» Data segment:
>>>>

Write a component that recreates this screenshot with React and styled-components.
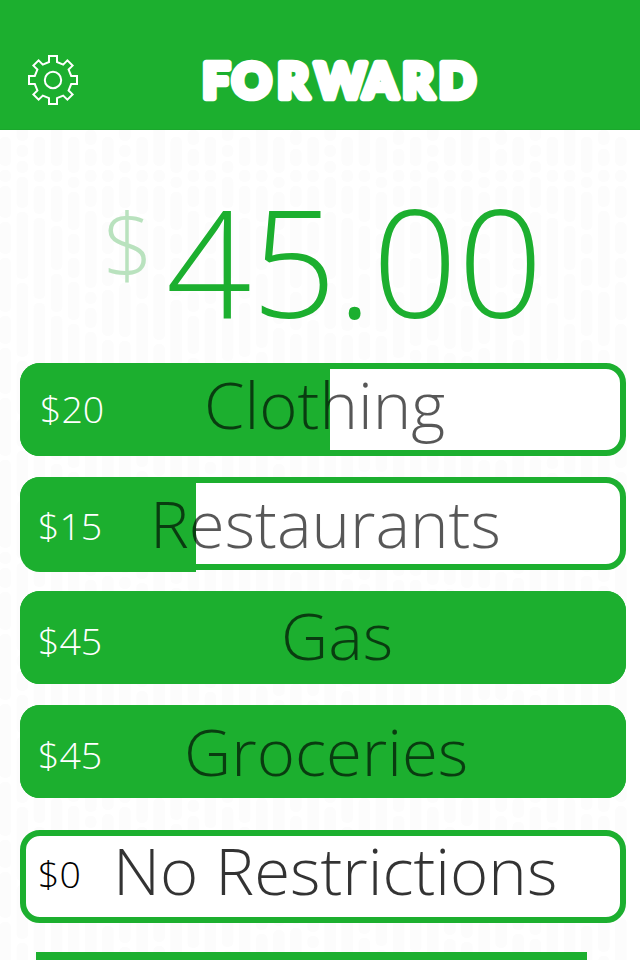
import React from "react";
import styled, { createGlobalStyle } from "styled-components";

const GREEN = "#1caf2f";

const Global = createGlobalStyle`
  * { box-sizing: border-box; }
  html, body { margin: 0; padding: 0; background: #fff; }
`;

const Screen = styled.main`
  position: relative;
  isolation: isolate;
  width: 640px;
  height: 960px;
  overflow: hidden;
  display: flex;
  flex-direction: column;
  font-family: "Open Sans", sans-serif;
  font-weight: 300;
`;

const Texture = styled.svg`
  position: absolute;
  inset: 0;
  z-index: -1;
`;

const Header = styled.header`
  flex: none;
  height: 130px;
  padding: 30px 0 0 28px;
  display: flex;
  align-items: center;
  background: ${GREEN};
  border-bottom: 1px solid #1aa82c;
`;

const SettingsButton = styled.button`
  width: 50px;
  height: 50px;
  padding: 0;
  border: 0;
  background: none;
  display: block;
  svg { display: block; }
`;

const Wordmark = styled.svg`
  margin-left: 118px;
  overflow: visible;
  font-family: Lato, sans-serif;
  font-weight: 900;
  font-size: 48px;
`;

const Balance = styled.section`
  flex: none;
  height: 233px;
  padding-left: 103px;
  display: flex;
  align-items: flex-start;
  color: ${GREEN};
`;

const Currency = styled.span`
  width: 63px;
  padding-top: 55px;
  font-size: 88px;
  line-height: 117px;
  color: #b9e2be;
`;

const Amount = styled.span`
  padding-top: 28px;
  font-size: 149.5px;
  line-height: 204px;
`;

const List = styled.ul`
  list-style: none;
  margin: 0;
  padding: 0 0 0 20px;
  display: flex;
  flex-direction: column;
`;

const Row = styled.li`
  flex: none;
  width: 606px;
  height: 93px;
  margin-bottom: ${(p) => p.$gap}px;
  border: 6px solid ${GREEN};
  border-radius: 20px;
  display: grid;
  align-items: start;
  background: #fff;
  > * { grid-area: 1 / 1; }
`;

const Fill = styled.div`
  width: ${(p) => p.$width}px;
  height: ${(p) => p.$height}px;
  margin: -6px;
  background: ${GREEN};
  border-radius: ${(p) => (p.$full ? "20px" : "20px 0 0 20px")};
`;

const Price = styled.span`
  padding-left: ${(p) => p.$x}px;
  margin-top: ${(p) => p.$y}px;
  font-size: 37.5px;
  line-height: 54px;
  color: ${(p) => (p.$dark ? "#000" : "#fff")};
`;

const Label = styled.span`
  padding-left: ${(p) => p.$x}px;
  margin-top: ${(p) => p.$y}px;
  font-size: 65.3px;
  line-height: 90px;
  white-space: nowrap;
  color: rgba(0, 0, 0, ${(p) => p.$alpha});
`;

const NextRow = styled.div`
  flex: none;
  width: 551px;
  height: 8px;
  margin-left: 36px;
  background: ${GREEN};
`;

const rows = [
  { name: "Clothing", price: "$20", fill: 310, h: 93, px: 14, py: 13, x: 178, y: -10, alpha: 0.66, gap: 21 },
  { name: "Restaurants", price: "$15", fill: 176, h: 95, px: 12, py: 16, x: 124, y: -5, alpha: 0.66, gap: 21 },
  { name: "Gas", price: "$45", fill: 606, h: 93, px: 12, py: 17, x: 255, y: -7, alpha: 0.66, gap: 21 },
  { name: "Groceries", price: "$45", fill: 606, h: 93, px: 12, py: 17, x: 158, y: -5, alpha: 0.66, gap: 32 },
  { name: "No Restrictions", price: "$0", fill: 0, h: 0, px: 12, py: 11, x: 87, y: -11, alpha: 0.8, gap: 29 },
];

// Dash start positions at the top of each column, repeated every six columns.
const starts = [
  [137, 170, 186, 222, 258], [125, 145, 161, 177, 212, 283],
  [137, 170, 186, 218, 303], [122, 170, 186, 226, 274],
  [137, 177, 192, 234, 258], [130, 149, 170, 186, 211, 292],
];
const lengths = [54, 38, 88, 28, 66, 12, 46, 74, 20, 58];
const dashes = [];
for (let c = 0; c < 37; c++) {
  const s = [...starts[c % 6]];
  for (let n = 0; s[s.length - 1] < 960; n++) {
    s.push(s[s.length - 1] + lengths[(c * 7 + n * 3 + Math.floor(c / 6)) % 10] + 4);
  }
  for (let i = 0; i + 1 < s.length; i++) {
    dashes.push({ x: c * 17.1 - 0.5, y: s[i], h: Math.max(10, s[i + 1] - s[i] - 4) });
  }
}

function Gear() {
  return (
    <svg width="50" height="50" viewBox="0 0 50 50" fill="none" stroke="#fff" strokeWidth="2">
      <path d="M21 1H29V7L35.2 9.6L39.4 5.4L44.6 10.6L40.6 14.6L43.2 21H49V29H43.2L40.6 35.4L44.6 39.4L39.4 44.6L35.2 40.6L29 43.2V49H21V43.2L14.8 40.6L10.6 44.6L5.4 39.4L9.4 35.4L6.8 29H1V21H6.8L9.4 14.6L5.4 10.6L10.6 5.4L14.8 9.6L21 7Z" />
      <circle cx="25" cy="25" r="8.2" />
    </svg>
  );
}

export default function App() {
  return (
    <>
      <Global />
      <Screen>
        <Texture width="640" height="960" fill="#fcfcfc" aria-hidden="true">
          {dashes.map((d, i) => (
            <rect key={i} x={d.x} y={d.y} width="11.5" height={d.h} rx="5" />
          ))}
        </Texture>
        <Header>
          <SettingsButton aria-label="Settings"><Gear /></SettingsButton>
          <Wordmark width="290" height="80" viewBox="196 40 290 80" fill="#fff" stroke="#fff" strokeWidth="6.5" strokeLinejoin="round" role="img">
            <text y="97.8" x="202.5 232.3 277.5 315 363.5 402.5 439">FORWARD</text>
          </Wordmark>
        </Header>
        <Balance>
          <Currency>$</Currency>
          <Amount>45.00</Amount>
        </Balance>
        <List>
          {rows.map((r) => (
            <Row key={r.name} $gap={r.gap}>
              {r.fill > 0 && <Fill $width={r.fill} $height={r.h} $full={r.fill === 606} />}
              <Price $x={r.px} $y={r.py} $dark={!r.fill}>{r.price}</Price>
              <Label $x={r.x} $y={r.y} $alpha={r.alpha}>{r.name}</Label>
            </Row>
          ))}
        </List>
        <NextRow />
      </Screen>
    </>
  );
}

<<<<

» What this task involves: Output an exact copy of the material, with the pictures removed.

» Right answer:
Write a component that recreates this screenshot with React and styled-components.
import React from "react";
import styled, { createGlobalStyle } from "styled-components";

const GREEN = "#1caf2f";

const Global = createGlobalStyle`
  * { box-sizing: border-box; }
  html, body { margin: 0; padding: 0; background: #fff; }
`;

const Screen = styled.main`
  position: relative;
  isolation: isolate;
  width: 640px;
  height: 960px;
  overflow: hidden;
  display: flex;
  flex-direction: column;
  font-family: "Open Sans", sans-serif;
  font-weight: 300;
`;

const Texture = styled.svg`
  position: absolute;
  inset: 0;
  z-index: -1;
`;

const Header = styled.header`
  flex: none;
  height: 130px;
  padding: 30px 0 0 28px;
  display: flex;
  align-items: center;
  background: ${GREEN};
  border-bottom: 1px solid #1aa82c;
`;

const SettingsButton = styled.button`
  width: 50px;
  height: 50px;
  padding: 0;
  border: 0;
  background: none;
  display: block;
  svg { display: block; }
`;

const Wordmark = styled.svg`
  margin-left: 118px;
  overflow: visible;
  font-family: Lato, sans-serif;
  font-weight: 900;
  font-size: 48px;
`;

const Balance = styled.section`
  flex: none;
  height: 233px;
  padding-left: 103px;
  display: flex;
  align-items: flex-start;
  color: ${GREEN};
`;

const Currency = styled.span`
  width: 63px;
  padding-top: 55px;
  font-size: 88px;
  line-height: 117px;
  color: #b9e2be;
`;

const Amount = styled.span`
  padding-top: 28px;
  font-size: 149.5px;
  line-height: 204px;
`;

const List = styled.ul`
  list-style: none;
  margin: 0;
  padding: 0 0 0 20px;
  display: flex;
  flex-direction: column;
`;

const Row = styled.li`
  flex: none;
  width: 606px;
  height: 93px;
  margin-bottom: ${(p) => p.$gap}px;
  border: 6px solid ${GREEN};
  border-radius: 20px;
  display: grid;
  align-items: start;
  background: #fff;
  > * { grid-area: 1 / 1; }
`;

const Fill = styled.div`
  width: ${(p) => p.$width}px;
  height: ${(p) => p.$height}px;
  margin: -6px;
  background: ${GREEN};
  border-radius: ${(p) => (p.$full ? "20px" : "20px 0 0 20px")};
`;

const Price = styled.span`
  padding-left: ${(p) => p.$x}px;
  margin-top: ${(p) => p.$y}px;
  font-size: 37.5px;
  line-height: 54px;
  color: ${(p) => (p.$dark ? "#000" : "#fff")};
`;

const Label = styled.span`
  padding-left: ${(p) => p.$x}px;
  margin-top: ${(p) => p.$y}px;
  font-size: 65.3px;
  line-height: 90px;
  white-space: nowrap;
  color: rgba(0, 0, 0, ${(p) => p.$alpha});
`;

const NextRow = styled.div`
  flex: none;
  width: 551px;
  height: 8px;
  margin-left: 36px;
  background: ${GREEN};
`;

const rows = [
  { name: "Clothing", price: "$20", fill: 310, h: 93, px: 14, py: 13, x: 178, y: -10, alpha: 0.66, gap: 21 },
  { name: "Restaurants", price: "$15", fill: 176, h: 95, px: 12, py: 16, x: 124, y: -5, alpha: 0.66, gap: 21 },
  { name: "Gas", price: "$45", fill: 606, h: 93, px: 12, py: 17, x: 255, y: -7, alpha: 0.66, gap: 21 },
  { name: "Groceries", price: "$45", fill: 606, h: 93, px: 12, py: 17, x: 158, y: -5, alpha: 0.66, gap: 32 },
  { name: "No Restrictions", price: "$0", fill: 0, h: 0, px: 12, py: 11, x: 87, y: -11, alpha: 0.8, gap: 29 },
];

// Dash start positions at the top of each column, repeated every six columns.
const starts = [
  [137, 170, 186, 222, 258], [125, 145, 161, 177, 212, 283],
  [137, 170, 186, 218, 303], [122, 170, 186, 226, 274],
  [137, 177, 192, 234, 258], [130, 149, 170, 186, 211, 292],
];
const lengths = [54, 38, 88, 28, 66, 12, 46, 74, 20, 58];
const dashes = [];
for (let c = 0; c < 37; c++) {
  const s = [...starts[c % 6]];
  for (let n = 0; s[s.length - 1] < 960; n++) {
    s.push(s[s.length - 1] + lengths[(c * 7 + n * 3 + Math.floor(c / 6)) % 10] + 4);
  }
  for (let i = 0; i + 1 < s.length; i++) {
    dashes.push({ x: c * 17.1 - 0.5, y: s[i], h: Math.max(10, s[i + 1] - s[i] - 4) });
  }
}

function Gear() {
  return (
    <svg width="50" height="50" viewBox="0 0 50 50" fill="none" stroke="#fff" strokeWidth="2">
      <path d="M21 1H29V7L35.2 9.6L39.4 5.4L44.6 10.6L40.6 14.6L43.2 21H49V29H43.2L40.6 35.4L44.6 39.4L39.4 44.6L35.2 40.6L29 43.2V49H21V43.2L14.8 40.6L10.6 44.6L5.4 39.4L9.4 35.4L6.8 29H1V21H6.8L9.4 14.6L5.4 10.6L10.6 5.4L14.8 9.6L21 7Z" />
      <circle cx="25" cy="25" r="8.2" />
    </svg>
  );
}

export default function App() {
  return (
    <>
      <Global />
      <Screen>
        <Texture width="640" height="960" fill="#fcfcfc" aria-hidden="true">
          {dashes.map((d, i) => (
            <rect key={i} x={d.x} y={d.y} width="11.5" height={d.h} rx="5" />
          ))}
        </Texture>
        <Header>
          <SettingsButton aria-label="Settings"><Gear /></SettingsButton>
          <Wordmark width="290" height="80" viewBox="196 40 290 80" fill="#fff" stroke="#fff" strokeWidth="6.5" strokeLinejoin="round" role="img">
            <text y="97.8" x="202.5 232.3 277.5 315 363.5 402.5 439">FORWARD</text>
          </Wordmark>
        </Header>
        <Balance>
          <Currency>$</Currency>
          <Amount>45.00</Amount>
        </Balance>
        <List>
          {rows.map((r) => (
            <Row key={r.name} $gap={r.gap}>
              {r.fill > 0 && <Fill $width={r.fill} $height={r.h} $full={r.fill === 606} />}
              <Price $x={r.px} $y={r.py} $dark={!r.fill}>{r.price}</Price>
              <Label $x={r.x} $y={r.y} $alpha={r.alpha}>{r.name}</Label>
            </Row>
          ))}
        </List>
        <NextRow />
      </Screen>
    </>
  );
}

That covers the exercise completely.